Authorities of the National Elections Commission (NEC) said they will very soon kick-start the long-awaited reform in its electoral law. This follows several concerns many people, civil society actors, and other politicians have raised. Representatives of the CSOs have expressed several disappointments in certain portions of the country’s elections law.
According to a NEC press release dated Friday, June 14, 2019, and signed by its acting director of communications, Prince L. Dunbar, the Commission announced the departure of a seven-man team to Zwedru, Grand Gedeh County for an awareness campaign on the reform of some of the elections law.
“The NEC Electoral Law Reform sensitization and awareness campaign comes from several recommendations from the 2017 presidential elections advanced to the Commission by elections stakeholders, including civil society organizations, political parties as well as international observers and partners. The campaign is carried out in line with the United Nations Development Program (UNDP) elections support in Liberia,” the release said.
Dunbar said following a two-week national consultation on electoral law reform, a national validation process will be launched to compile a bill that the legislature will enact into law.
According to Mr. Dunbar, the enactment exercise will come from several propositions that will be collected from across the 15 counties, which the NEC developed into a comprehensive bill for enactment into law by the 54th Legislature.
“The seven-man technical delegation will on Tuesday, June 18, 2019, begin phase one of the electoral law reform campaign in Zwedru through an open engagement with several stakeholders from Maryland, Grand Kru and River Gee Counties,” Mr.

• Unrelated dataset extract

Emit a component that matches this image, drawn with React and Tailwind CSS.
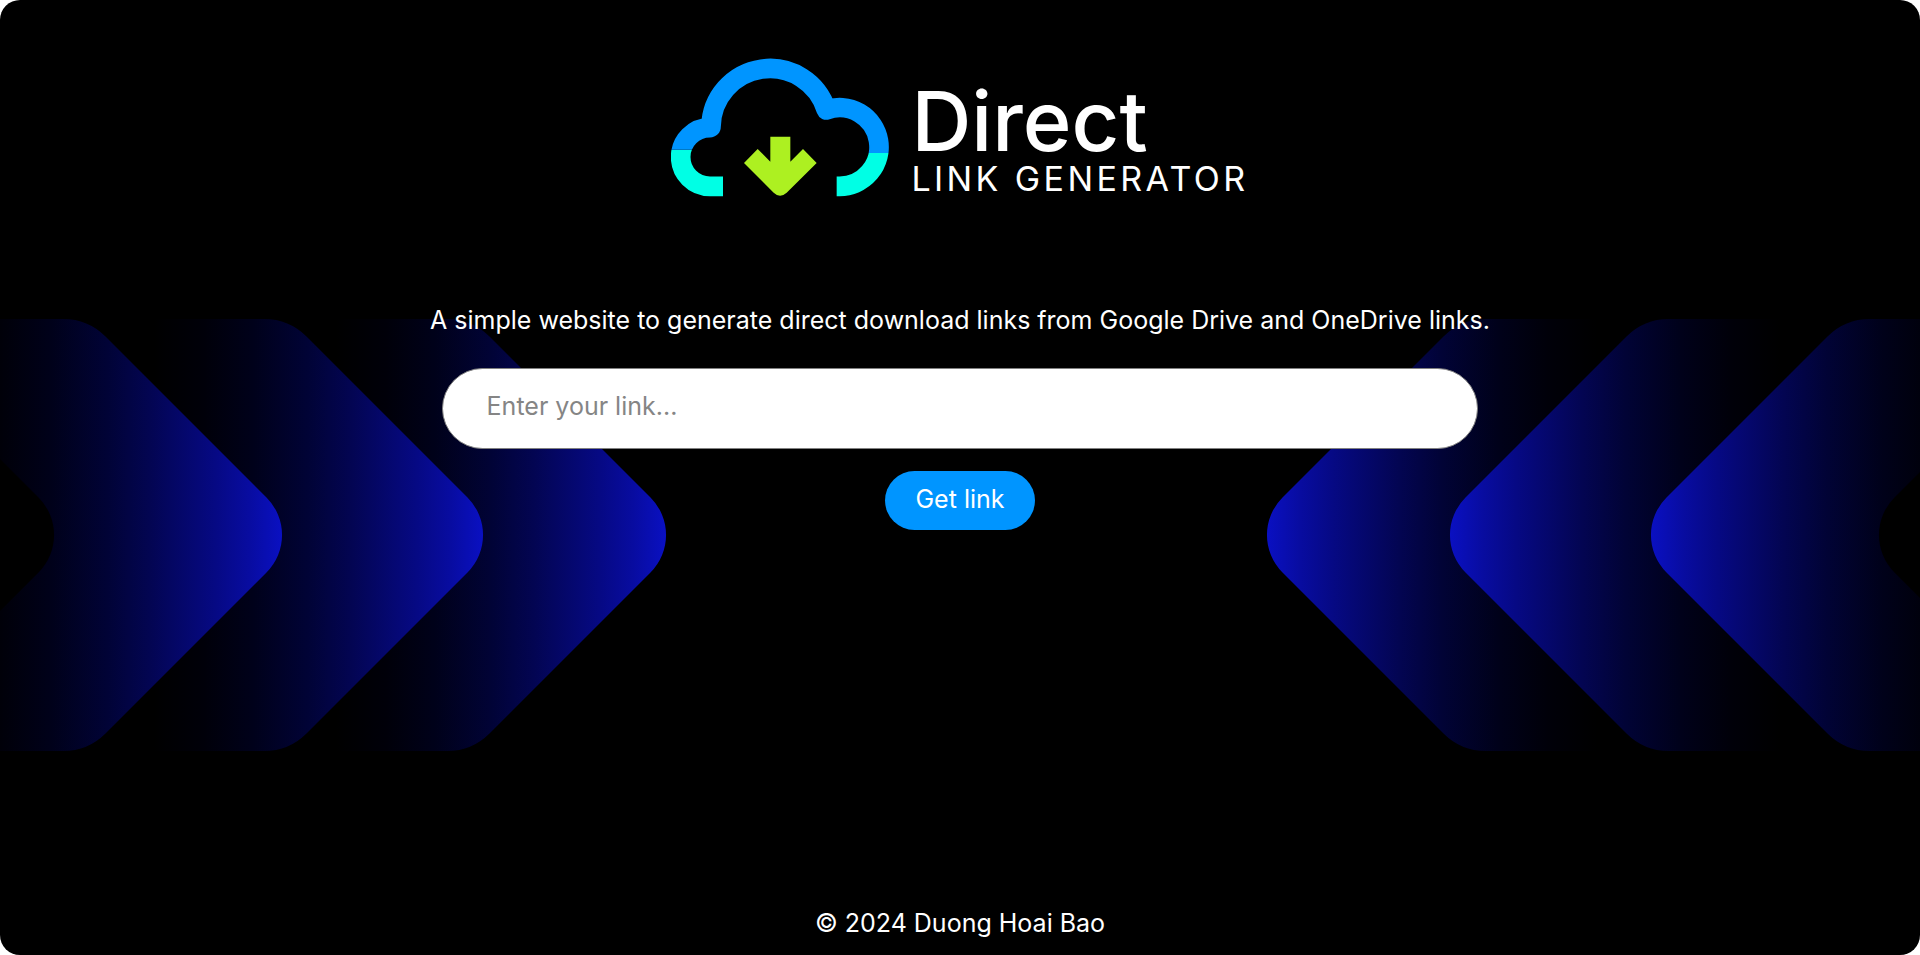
const CHEVRONS = [
  { x: 384, fill: "url(#fade)" },
  { x: 201, fill: "url(#fade)" },
  { x: 0, fill: "url(#fade)" },
  { x: -228, fill: "#000000" },
];

const CLOUD =
  "M562 438H570A118 118 0 1 0 531 209A177 177 0 0 0 185 259Q185 262 182 262A88 88 0 0 0 182 438H221";

function ChevronDefs() {
  return (
    <svg className="absolute size-0" aria-hidden="true">
      <defs>
        <linearGradient id="fade" gradientUnits="userSpaceOnUse" x1="-48" y1="0" x2="282" y2="0">
          <stop offset="0" stopColor="#000000" />
          <stop offset="0.15" stopColor="#000009" />
          <stop offset="0.3" stopColor="#00011a" />
          <stop offset="0.47" stopColor="#010336" />
          <stop offset="0.6" stopColor="#030552" />
          <stop offset="0.8" stopColor="#060984" />
          <stop offset="0.9" stopColor="#080ca0" />
          <stop offset="1" stopColor="#0a10c2" />
        </linearGradient>
        <path
          id="chevron"
          d="M-260 0H63A60 60 0 0 1 105.500 17.500L266.500 178.500A53 53 0 0 1 266.500 253.500L105.500 414.500A60 60 0 0 1 63 432H-260Z"
        />
      </defs>
    </svg>
  );
}

function Chevrons({ viewBox, className }) {
  return (
    <svg viewBox={viewBox} className={className} aria-hidden="true">
      {CHEVRONS.map((c) => (
        <use key={c.x} href="#chevron" fill={c.fill} transform={`translate(${c.x} 0)`} />
      ))}
    </svg>
  );
}

function LogoMark() {
  return (
    <svg viewBox="65 53 654 416" className="w-[218px] shrink-0" aria-hidden="true">
      <clipPath id="upper">
        <path d="M0 0H400V328H0ZM400 0H780V338H400Z" />
      </clipPath>
      <clipPath id="lower">
        <path d="M0 328H400V510H0ZM400 338H780V510H400Z" />
      </clipPath>
      <g fill="none" strokeWidth="59" strokeLinejoin="round">
        <path d={CLOUD} stroke="#0095ff" clipPath="url(#upper)" />
        <path d={CLOUD} stroke="#00ffe5" clipPath="url(#lower)" />
      </g>
      <path
        fill="#adf021"
        d="M363 289H423V364L461 326L502 368L412 457Q392 475 373 457L284 368L325 326L363 364Z"
      />
    </svg>
  );
}

export default function App() {
  return (
    <div className="bg-white">
      <ChevronDefs />
      <div className="relative isolate flex min-h-screen flex-col items-center overflow-hidden rounded-[20px] bg-black font-['Inter',sans-serif] text-[25px] text-white">
        <div className="absolute inset-x-0 top-[319px] -z-10 flex justify-between">
          <Chevrons viewBox="0 0 667 432" className="w-[667px]" />
          <Chevrons viewBox="13 0 654 432" className="w-[654px] -scale-x-100" />
        </div>

        <header className="flex items-end gap-[22px] pt-[58px]">
          <LogoMark />
          <h1 className="flex flex-col gap-3 pb-1">
            <span className="text-[83px] leading-[64px] font-medium">Direct</span>
            <span className="text-[34px] leading-[28px] tracking-widest">LINK GENERATOR</span>
          </h1>
        </header>

        <main className="flex w-[54%] flex-col items-center pt-[107px]">
          <p className="text-center whitespace-nowrap leading-8">
            A simple website to generate direct download links from Google Drive and OneDrive links.
          </p>
          <form className="mt-8 flex w-full flex-col items-center gap-[22px]" onSubmit={(e) => e.preventDefault()}>
            <input
              type="text"
              aria-label="Link"
              placeholder="Enter your link..."
              className="h-[81px] w-full rounded-full border border-[#808080] bg-white px-11 pb-1 text-black placeholder:text-[#858585] outline-none"
            />
            <button type="submit" className="h-[59px] rounded-full bg-[#0095ff] px-[30px]">
              Get link
            </button>
          </form>
        </main>

        <footer className="mt-auto pb-4 leading-8">© 2024 Duong Hoai Bao</footer>
      </div>
    </div>
  );
}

Dunbar said.
He added that phase two of the electoral law reform awareness campaign with stakeholders from Bong, Lofa, and Nimba counties will begin on Thursday, June 20, 2019 in Gbarnga City, and will be followed by phase three on Monday, June 24, 2019 for stakeholders from Grand Bassa, River Cess, and Margibi counties.
“Phase four which will mark the end of the awareness campaign in Tubmanburg, Bomi, on Wednesday, June 26, 2019. This will include stakeholders from Gbarpolu and Grand Cape Mount counties,” Mr. Dunbar said.

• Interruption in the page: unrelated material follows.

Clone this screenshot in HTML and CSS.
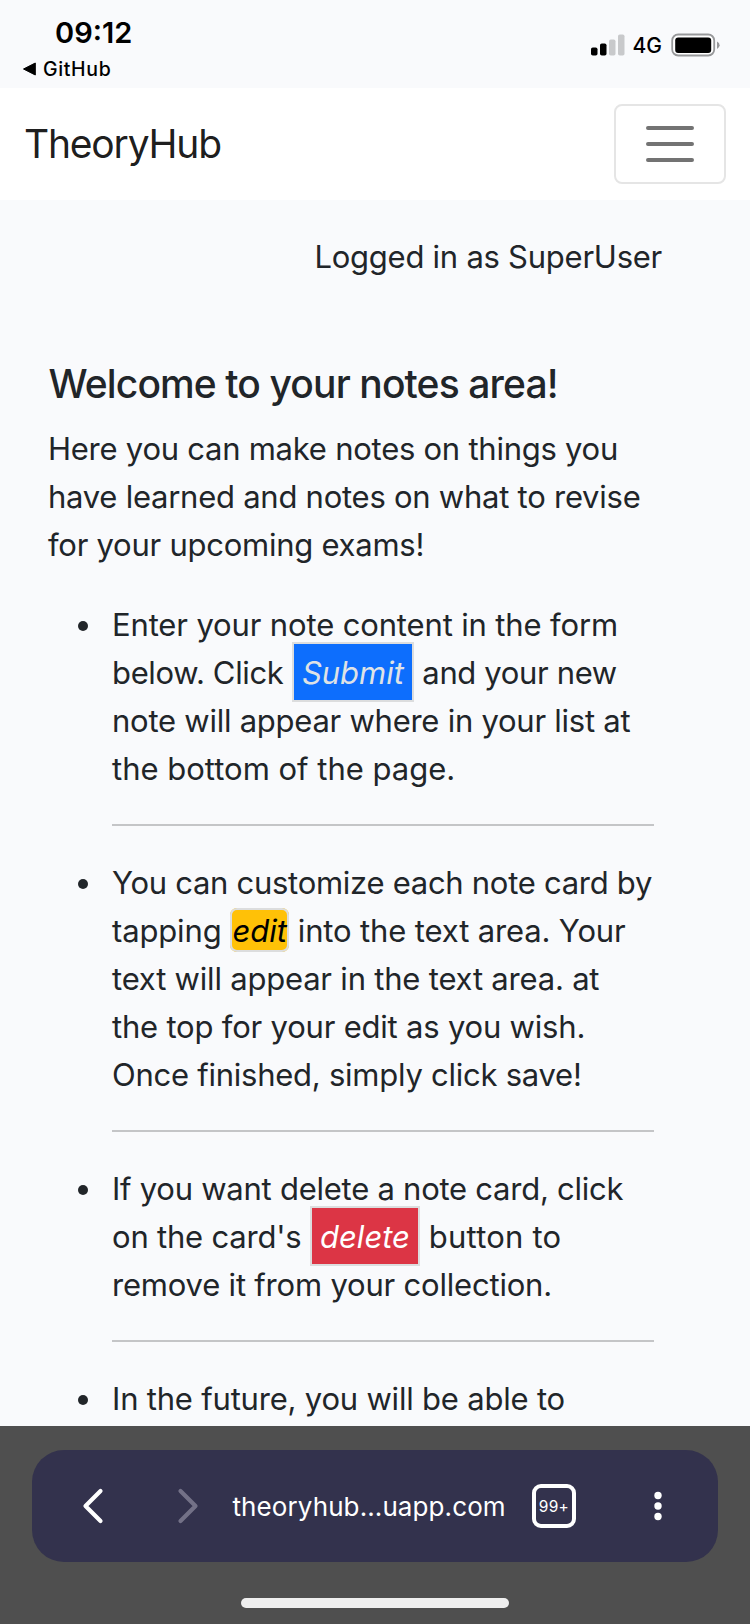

The NEC says it is anticipated that about 500 stakeholders, including paramount chiefs, district commissioners, and representatives from professional institutions, women and youth groupings from around the country will participate in the two weeks elections law reform exercise.
Others to participate are representatives of physically challenged organizations, as well as the business community.
It can recalled that, during the 2017 presidential and representative elections, several complaints, including the Commission’s adjudication of cases, in which it was associated or involved as a party, came forth from many political parties and representatives of civil society organizations.
The NEC’s seven-man technical team is expected to be headed by Attorney Nathan P. Garbie, who is currently the deputy executive director for programs.
Those to follow Mr. Garbie are Paul Wreh-Wilson, director of civic voter education (CVE); Jappah Nah, deputy field coordinator; and Attorney James Wallace, director for training and procedures, as well as the administrative assistant to NEC chairman Cllr. Jerome G. Kokoya, Sekor Soko-Sackor.
According to the release, the team will discuss several laws that were difficult to implement during the 2017 representative and presidential elections. These include, but are not limited to, voter registration, hearing and adjudication of electoral disputes, nomination procedures and the law controlling domicile.